(Web page code records)
• • • • • • •
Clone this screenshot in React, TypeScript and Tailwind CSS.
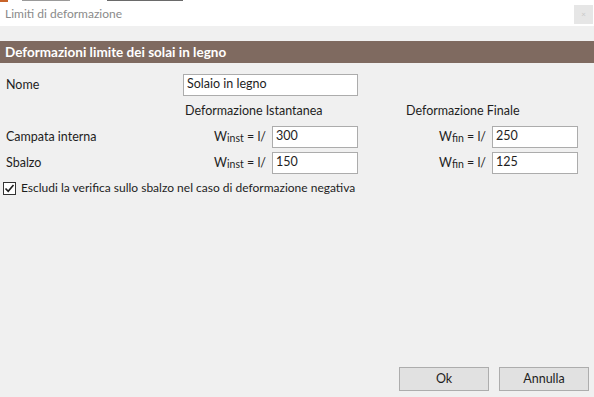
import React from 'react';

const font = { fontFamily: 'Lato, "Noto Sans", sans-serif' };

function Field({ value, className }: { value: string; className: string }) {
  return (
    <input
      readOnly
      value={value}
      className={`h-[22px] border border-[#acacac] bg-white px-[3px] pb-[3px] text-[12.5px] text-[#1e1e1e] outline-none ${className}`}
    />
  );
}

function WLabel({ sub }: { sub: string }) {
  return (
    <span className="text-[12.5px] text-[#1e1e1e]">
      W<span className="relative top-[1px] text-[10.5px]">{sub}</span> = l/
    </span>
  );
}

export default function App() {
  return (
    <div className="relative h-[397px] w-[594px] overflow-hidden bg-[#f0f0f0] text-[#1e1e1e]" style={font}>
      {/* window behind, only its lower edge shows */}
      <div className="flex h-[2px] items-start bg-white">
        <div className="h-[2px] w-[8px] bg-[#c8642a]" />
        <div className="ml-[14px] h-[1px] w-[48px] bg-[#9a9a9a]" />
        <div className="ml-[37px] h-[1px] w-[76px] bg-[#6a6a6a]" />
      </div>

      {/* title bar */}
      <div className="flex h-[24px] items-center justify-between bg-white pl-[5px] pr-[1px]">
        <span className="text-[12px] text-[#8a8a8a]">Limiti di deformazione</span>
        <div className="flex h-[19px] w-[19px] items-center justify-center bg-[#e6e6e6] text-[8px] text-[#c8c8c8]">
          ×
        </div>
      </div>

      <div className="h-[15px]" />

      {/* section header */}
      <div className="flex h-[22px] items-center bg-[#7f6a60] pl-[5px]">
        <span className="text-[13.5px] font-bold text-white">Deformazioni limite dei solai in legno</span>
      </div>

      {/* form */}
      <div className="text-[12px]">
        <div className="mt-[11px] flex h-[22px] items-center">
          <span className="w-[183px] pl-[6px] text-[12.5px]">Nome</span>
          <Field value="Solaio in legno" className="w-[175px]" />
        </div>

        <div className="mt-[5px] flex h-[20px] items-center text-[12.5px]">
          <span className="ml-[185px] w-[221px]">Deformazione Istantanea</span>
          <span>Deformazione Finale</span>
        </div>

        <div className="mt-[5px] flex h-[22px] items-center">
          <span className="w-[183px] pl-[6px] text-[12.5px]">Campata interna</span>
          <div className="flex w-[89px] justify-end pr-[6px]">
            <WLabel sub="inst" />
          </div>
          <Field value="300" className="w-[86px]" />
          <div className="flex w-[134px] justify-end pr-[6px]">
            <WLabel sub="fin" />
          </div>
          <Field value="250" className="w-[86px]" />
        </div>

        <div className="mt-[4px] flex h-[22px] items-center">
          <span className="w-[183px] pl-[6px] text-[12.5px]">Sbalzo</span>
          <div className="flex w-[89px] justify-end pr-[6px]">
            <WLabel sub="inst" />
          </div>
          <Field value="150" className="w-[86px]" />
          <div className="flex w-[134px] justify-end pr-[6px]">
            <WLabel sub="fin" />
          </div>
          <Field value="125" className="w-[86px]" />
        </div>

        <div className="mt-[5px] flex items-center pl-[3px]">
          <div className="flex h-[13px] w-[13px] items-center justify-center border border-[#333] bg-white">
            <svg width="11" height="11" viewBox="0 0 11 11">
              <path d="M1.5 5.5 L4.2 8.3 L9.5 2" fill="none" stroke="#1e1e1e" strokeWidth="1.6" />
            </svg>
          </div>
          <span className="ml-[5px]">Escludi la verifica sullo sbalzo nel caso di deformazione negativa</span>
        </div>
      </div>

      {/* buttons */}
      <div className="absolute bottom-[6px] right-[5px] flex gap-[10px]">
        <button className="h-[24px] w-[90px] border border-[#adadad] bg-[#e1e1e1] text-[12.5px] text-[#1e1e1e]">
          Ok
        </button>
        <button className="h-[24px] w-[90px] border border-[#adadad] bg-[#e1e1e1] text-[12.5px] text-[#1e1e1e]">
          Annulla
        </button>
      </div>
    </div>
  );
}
• • • • • • •
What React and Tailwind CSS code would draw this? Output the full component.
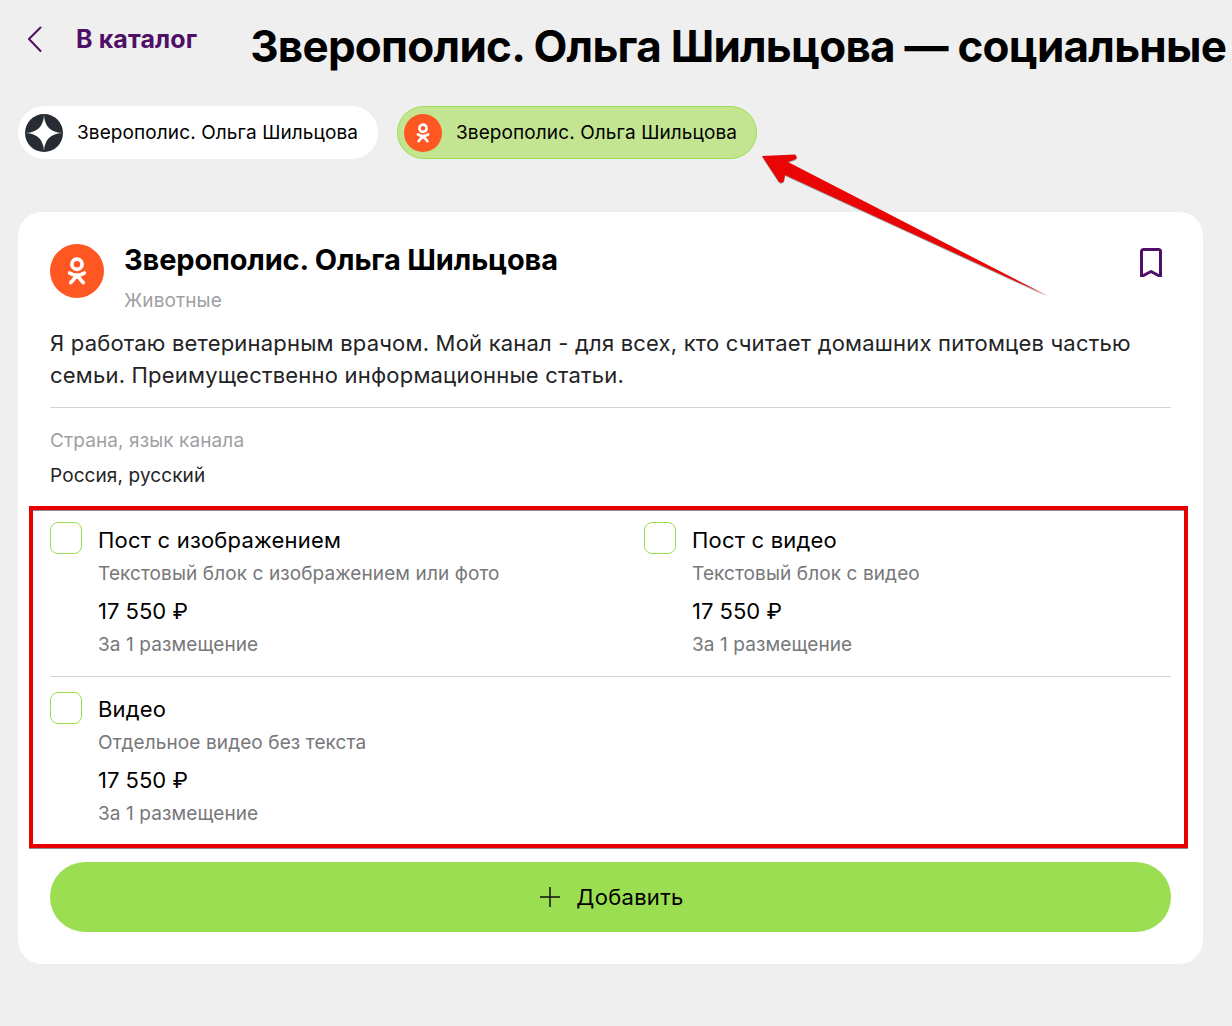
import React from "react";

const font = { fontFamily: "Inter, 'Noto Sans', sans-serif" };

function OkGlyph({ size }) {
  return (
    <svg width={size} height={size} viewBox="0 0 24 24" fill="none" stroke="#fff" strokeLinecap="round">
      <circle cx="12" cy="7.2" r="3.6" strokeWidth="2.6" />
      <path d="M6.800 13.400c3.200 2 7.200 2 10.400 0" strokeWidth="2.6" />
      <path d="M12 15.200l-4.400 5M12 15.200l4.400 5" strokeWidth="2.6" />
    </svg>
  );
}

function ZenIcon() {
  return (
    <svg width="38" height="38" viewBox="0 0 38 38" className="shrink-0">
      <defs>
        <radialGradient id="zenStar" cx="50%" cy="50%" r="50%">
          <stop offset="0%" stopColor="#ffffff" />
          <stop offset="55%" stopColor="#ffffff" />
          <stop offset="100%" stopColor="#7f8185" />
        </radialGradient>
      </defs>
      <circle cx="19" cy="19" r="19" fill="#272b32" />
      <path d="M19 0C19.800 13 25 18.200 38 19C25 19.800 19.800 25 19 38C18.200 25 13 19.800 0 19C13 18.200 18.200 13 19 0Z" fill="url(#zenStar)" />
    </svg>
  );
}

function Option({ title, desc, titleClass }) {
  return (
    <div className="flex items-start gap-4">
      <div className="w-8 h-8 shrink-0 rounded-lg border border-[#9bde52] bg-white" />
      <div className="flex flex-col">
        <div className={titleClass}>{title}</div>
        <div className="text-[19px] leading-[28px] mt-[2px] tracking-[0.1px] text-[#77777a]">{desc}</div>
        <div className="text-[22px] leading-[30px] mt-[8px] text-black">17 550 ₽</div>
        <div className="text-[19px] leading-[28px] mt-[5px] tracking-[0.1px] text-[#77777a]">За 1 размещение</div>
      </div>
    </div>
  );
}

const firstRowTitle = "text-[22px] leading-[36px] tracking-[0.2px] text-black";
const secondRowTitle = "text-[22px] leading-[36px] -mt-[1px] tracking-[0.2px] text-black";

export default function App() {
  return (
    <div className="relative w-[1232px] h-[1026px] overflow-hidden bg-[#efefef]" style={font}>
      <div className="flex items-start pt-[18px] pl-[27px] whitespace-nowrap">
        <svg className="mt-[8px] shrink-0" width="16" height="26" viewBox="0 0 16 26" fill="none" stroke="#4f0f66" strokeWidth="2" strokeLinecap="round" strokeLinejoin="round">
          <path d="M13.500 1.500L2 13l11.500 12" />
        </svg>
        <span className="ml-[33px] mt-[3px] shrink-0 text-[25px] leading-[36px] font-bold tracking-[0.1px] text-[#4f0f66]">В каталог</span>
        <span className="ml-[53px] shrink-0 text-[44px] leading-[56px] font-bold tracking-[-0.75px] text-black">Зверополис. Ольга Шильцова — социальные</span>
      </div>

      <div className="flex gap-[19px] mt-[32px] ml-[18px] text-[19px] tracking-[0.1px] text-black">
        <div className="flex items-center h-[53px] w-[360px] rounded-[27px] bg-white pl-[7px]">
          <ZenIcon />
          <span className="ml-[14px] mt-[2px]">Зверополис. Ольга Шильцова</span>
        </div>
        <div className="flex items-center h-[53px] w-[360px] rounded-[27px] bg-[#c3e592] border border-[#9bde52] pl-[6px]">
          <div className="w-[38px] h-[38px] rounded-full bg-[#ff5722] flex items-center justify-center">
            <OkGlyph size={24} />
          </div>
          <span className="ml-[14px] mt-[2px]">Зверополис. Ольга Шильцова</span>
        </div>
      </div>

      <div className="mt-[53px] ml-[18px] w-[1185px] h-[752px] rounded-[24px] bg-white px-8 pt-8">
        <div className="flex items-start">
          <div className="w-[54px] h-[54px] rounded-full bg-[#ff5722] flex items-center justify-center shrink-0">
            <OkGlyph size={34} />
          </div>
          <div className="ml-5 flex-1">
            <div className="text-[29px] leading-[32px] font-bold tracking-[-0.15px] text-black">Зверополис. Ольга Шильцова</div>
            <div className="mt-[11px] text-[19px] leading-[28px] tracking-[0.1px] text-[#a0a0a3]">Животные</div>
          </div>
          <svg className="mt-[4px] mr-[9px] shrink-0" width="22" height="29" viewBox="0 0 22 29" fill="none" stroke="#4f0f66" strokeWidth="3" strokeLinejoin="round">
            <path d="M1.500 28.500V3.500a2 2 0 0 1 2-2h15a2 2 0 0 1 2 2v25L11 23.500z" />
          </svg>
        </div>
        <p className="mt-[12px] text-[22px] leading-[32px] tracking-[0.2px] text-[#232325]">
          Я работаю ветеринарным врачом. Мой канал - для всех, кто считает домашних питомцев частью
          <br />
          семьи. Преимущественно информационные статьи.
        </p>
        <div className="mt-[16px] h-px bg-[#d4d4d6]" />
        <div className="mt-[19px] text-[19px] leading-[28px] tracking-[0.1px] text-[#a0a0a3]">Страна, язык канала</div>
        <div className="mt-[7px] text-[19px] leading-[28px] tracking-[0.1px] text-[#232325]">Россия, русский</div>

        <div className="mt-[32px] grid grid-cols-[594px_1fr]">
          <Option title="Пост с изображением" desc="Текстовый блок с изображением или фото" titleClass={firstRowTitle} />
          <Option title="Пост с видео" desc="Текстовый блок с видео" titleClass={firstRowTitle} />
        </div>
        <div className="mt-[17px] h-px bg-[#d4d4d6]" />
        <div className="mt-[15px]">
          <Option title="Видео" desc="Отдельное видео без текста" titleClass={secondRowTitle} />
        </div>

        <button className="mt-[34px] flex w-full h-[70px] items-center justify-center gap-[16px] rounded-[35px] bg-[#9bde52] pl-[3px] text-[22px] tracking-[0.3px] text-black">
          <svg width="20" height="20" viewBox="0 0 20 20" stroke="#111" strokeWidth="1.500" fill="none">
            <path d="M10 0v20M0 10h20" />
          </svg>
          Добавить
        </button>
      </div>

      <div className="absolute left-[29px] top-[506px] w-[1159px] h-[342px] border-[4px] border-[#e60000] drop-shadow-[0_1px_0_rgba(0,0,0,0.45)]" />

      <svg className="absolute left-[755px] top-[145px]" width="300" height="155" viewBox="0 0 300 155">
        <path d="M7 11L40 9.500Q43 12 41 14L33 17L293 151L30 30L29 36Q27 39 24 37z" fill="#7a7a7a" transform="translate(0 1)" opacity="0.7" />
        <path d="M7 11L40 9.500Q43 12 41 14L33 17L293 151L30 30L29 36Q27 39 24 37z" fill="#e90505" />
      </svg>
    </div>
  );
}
• • • • • • •
*Instructions to follow:* Go up to the line with "What React and" and retype exactly from there through the line with "leading-[36px] -mt-[1px] tracking-[0.2px]". Leave out pictures.

*Finished exercise:*
What React and Tailwind CSS code would draw this? Output the full component.
import React from "react";

const font = { fontFamily: "Inter, 'Noto Sans', sans-serif" };

function OkGlyph({ size }) {
  return (
    <svg width={size} height={size} viewBox="0 0 24 24" fill="none" stroke="#fff" strokeLinecap="round">
      <circle cx="12" cy="7.2" r="3.6" strokeWidth="2.6" />
      <path d="M6.800 13.400c3.200 2 7.200 2 10.400 0" strokeWidth="2.6" />
      <path d="M12 15.200l-4.400 5M12 15.200l4.400 5" strokeWidth="2.6" />
    </svg>
  );
}

function ZenIcon() {
  return (
    <svg width="38" height="38" viewBox="0 0 38 38" className="shrink-0">
      <defs>
        <radialGradient id="zenStar" cx="50%" cy="50%" r="50%">
          <stop offset="0%" stopColor="#ffffff" />
          <stop offset="55%" stopColor="#ffffff" />
          <stop offset="100%" stopColor="#7f8185" />
        </radialGradient>
      </defs>
      <circle cx="19" cy="19" r="19" fill="#272b32" />
      <path d="M19 0C19.800 13 25 18.200 38 19C25 19.800 19.800 25 19 38C18.200 25 13 19.800 0 19C13 18.200 18.200 13 19 0Z" fill="url(#zenStar)" />
    </svg>
  );
}

function Option({ title, desc, titleClass }) {
  return (
    <div className="flex items-start gap-4">
      <div className="w-8 h-8 shrink-0 rounded-lg border border-[#9bde52] bg-white" />
      <div className="flex flex-col">
        <div className={titleClass}>{title}</div>
        <div className="text-[19px] leading-[28px] mt-[2px] tracking-[0.1px] text-[#77777a]">{desc}</div>
        <div className="text-[22px] leading-[30px] mt-[8px] text-black">17 550 ₽</div>
        <div className="text-[19px] leading-[28px] mt-[5px] tracking-[0.1px] text-[#77777a]">За 1 размещение</div>
      </div>
    </div>
  );
}

const firstRowTitle = "text-[22px] leading-[36px] tracking-[0.2px] text-black";
const secondRowTitle = "text-[22px] leading-[36px] -mt-[1px] tracking-[0.2px] text-black";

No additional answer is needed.